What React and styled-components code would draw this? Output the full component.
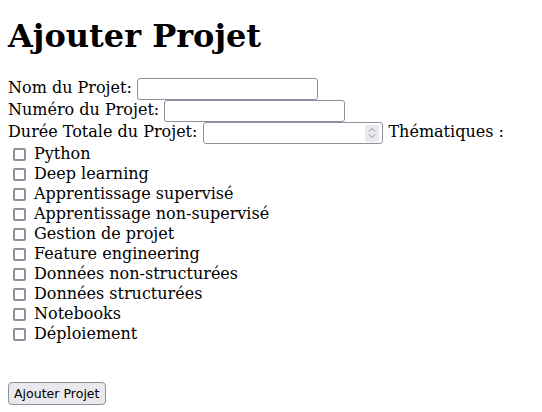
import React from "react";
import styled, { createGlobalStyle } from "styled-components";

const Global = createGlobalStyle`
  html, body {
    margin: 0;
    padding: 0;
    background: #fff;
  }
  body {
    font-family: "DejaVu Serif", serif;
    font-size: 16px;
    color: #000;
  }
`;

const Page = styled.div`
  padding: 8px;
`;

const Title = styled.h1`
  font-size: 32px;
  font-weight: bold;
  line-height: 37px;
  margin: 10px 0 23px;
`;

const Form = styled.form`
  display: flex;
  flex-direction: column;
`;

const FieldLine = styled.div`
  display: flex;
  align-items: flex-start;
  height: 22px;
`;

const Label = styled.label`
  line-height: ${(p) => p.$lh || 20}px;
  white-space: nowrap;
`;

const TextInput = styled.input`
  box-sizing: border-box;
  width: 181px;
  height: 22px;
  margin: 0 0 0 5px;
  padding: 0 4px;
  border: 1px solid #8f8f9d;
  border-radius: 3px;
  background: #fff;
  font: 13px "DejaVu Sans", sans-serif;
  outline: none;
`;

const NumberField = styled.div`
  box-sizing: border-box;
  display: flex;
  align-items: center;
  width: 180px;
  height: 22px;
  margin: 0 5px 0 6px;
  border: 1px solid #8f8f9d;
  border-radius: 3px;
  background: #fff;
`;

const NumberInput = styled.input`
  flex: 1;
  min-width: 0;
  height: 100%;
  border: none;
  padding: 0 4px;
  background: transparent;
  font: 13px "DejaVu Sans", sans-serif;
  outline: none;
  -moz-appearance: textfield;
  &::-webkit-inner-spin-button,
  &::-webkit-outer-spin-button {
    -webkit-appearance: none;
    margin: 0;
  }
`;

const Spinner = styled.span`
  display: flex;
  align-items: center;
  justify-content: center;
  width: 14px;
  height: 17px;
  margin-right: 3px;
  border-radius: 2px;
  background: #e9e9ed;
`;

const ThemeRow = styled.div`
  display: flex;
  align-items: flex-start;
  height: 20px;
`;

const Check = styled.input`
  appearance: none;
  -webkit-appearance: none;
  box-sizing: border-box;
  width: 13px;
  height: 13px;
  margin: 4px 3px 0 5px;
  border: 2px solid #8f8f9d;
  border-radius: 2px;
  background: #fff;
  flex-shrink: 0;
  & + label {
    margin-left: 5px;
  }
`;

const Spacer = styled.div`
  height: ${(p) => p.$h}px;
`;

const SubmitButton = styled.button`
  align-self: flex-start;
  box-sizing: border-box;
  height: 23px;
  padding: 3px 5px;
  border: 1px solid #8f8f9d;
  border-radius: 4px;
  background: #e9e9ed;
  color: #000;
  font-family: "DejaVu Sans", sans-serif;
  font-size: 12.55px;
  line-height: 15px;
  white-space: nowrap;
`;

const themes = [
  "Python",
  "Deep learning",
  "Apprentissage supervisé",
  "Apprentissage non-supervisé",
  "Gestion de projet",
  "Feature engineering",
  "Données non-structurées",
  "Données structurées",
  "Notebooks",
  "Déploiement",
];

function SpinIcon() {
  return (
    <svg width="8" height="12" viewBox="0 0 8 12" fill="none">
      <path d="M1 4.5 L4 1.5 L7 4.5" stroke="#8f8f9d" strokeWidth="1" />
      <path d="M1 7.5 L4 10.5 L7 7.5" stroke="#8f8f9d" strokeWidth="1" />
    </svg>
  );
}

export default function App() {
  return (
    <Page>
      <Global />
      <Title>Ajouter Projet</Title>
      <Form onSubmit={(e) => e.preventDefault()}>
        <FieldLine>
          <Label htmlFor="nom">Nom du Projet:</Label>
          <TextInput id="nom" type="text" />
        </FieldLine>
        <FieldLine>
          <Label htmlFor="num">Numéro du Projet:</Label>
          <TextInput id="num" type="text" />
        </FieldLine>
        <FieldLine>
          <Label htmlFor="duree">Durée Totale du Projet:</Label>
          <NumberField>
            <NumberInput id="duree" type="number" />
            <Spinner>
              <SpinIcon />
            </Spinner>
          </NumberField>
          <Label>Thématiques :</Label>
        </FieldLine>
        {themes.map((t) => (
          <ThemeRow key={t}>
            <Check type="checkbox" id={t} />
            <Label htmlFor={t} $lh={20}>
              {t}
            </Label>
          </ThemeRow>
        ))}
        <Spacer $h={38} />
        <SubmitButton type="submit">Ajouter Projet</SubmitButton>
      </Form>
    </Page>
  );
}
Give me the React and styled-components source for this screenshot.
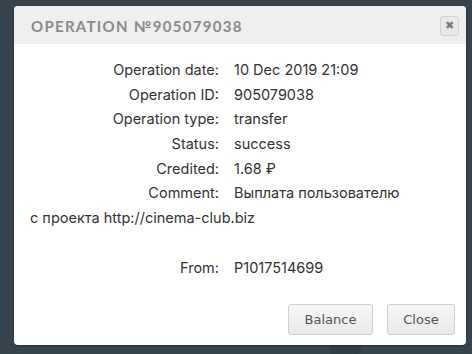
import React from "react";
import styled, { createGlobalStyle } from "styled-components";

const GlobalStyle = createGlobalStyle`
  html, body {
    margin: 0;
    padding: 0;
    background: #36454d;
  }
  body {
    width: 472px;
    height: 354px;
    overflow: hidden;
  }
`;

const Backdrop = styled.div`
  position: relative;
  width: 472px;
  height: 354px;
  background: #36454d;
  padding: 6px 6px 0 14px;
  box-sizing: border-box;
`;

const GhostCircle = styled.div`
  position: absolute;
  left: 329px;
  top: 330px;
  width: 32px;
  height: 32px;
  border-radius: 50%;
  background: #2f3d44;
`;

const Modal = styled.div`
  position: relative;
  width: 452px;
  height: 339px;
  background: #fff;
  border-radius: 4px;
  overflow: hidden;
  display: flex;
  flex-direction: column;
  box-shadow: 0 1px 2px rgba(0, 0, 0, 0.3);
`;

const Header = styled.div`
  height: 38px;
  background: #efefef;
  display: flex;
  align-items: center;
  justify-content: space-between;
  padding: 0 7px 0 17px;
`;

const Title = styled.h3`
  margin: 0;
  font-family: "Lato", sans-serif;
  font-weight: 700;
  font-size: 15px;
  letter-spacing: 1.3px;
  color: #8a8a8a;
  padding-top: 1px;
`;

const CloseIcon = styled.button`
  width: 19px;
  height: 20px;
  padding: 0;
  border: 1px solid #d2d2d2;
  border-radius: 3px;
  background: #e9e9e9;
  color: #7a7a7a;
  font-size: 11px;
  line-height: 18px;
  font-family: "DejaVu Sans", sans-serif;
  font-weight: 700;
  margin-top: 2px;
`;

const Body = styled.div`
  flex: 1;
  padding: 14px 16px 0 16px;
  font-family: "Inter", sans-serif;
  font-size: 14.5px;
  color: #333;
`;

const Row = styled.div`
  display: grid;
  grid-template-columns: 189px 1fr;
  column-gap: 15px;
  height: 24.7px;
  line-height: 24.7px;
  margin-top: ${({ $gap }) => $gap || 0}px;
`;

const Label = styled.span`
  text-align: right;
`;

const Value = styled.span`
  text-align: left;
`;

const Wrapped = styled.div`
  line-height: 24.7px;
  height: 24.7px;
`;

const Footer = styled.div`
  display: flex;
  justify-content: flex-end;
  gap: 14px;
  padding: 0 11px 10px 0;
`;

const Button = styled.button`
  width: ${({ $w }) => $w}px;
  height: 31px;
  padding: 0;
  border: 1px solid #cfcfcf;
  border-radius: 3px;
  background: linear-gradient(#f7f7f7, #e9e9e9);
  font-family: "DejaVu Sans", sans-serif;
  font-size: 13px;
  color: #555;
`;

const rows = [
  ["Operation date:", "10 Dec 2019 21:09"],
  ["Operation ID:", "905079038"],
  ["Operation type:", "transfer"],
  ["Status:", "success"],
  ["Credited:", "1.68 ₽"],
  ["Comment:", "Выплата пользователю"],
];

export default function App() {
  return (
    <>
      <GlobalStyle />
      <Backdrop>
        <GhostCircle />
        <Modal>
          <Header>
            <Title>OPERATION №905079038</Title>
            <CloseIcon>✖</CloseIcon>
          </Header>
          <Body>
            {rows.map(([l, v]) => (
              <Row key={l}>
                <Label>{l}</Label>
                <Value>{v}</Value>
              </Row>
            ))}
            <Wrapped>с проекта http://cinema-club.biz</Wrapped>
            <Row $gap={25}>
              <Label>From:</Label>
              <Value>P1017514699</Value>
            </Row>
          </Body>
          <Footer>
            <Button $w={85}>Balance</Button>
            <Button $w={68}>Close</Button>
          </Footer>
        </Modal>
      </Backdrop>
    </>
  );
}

* Aim: Pick out each line in the material containing "this".

* Worked solution:
What React and styled-components code would draw this? Output the full component.
Give me the React and styled-components source for this screenshot.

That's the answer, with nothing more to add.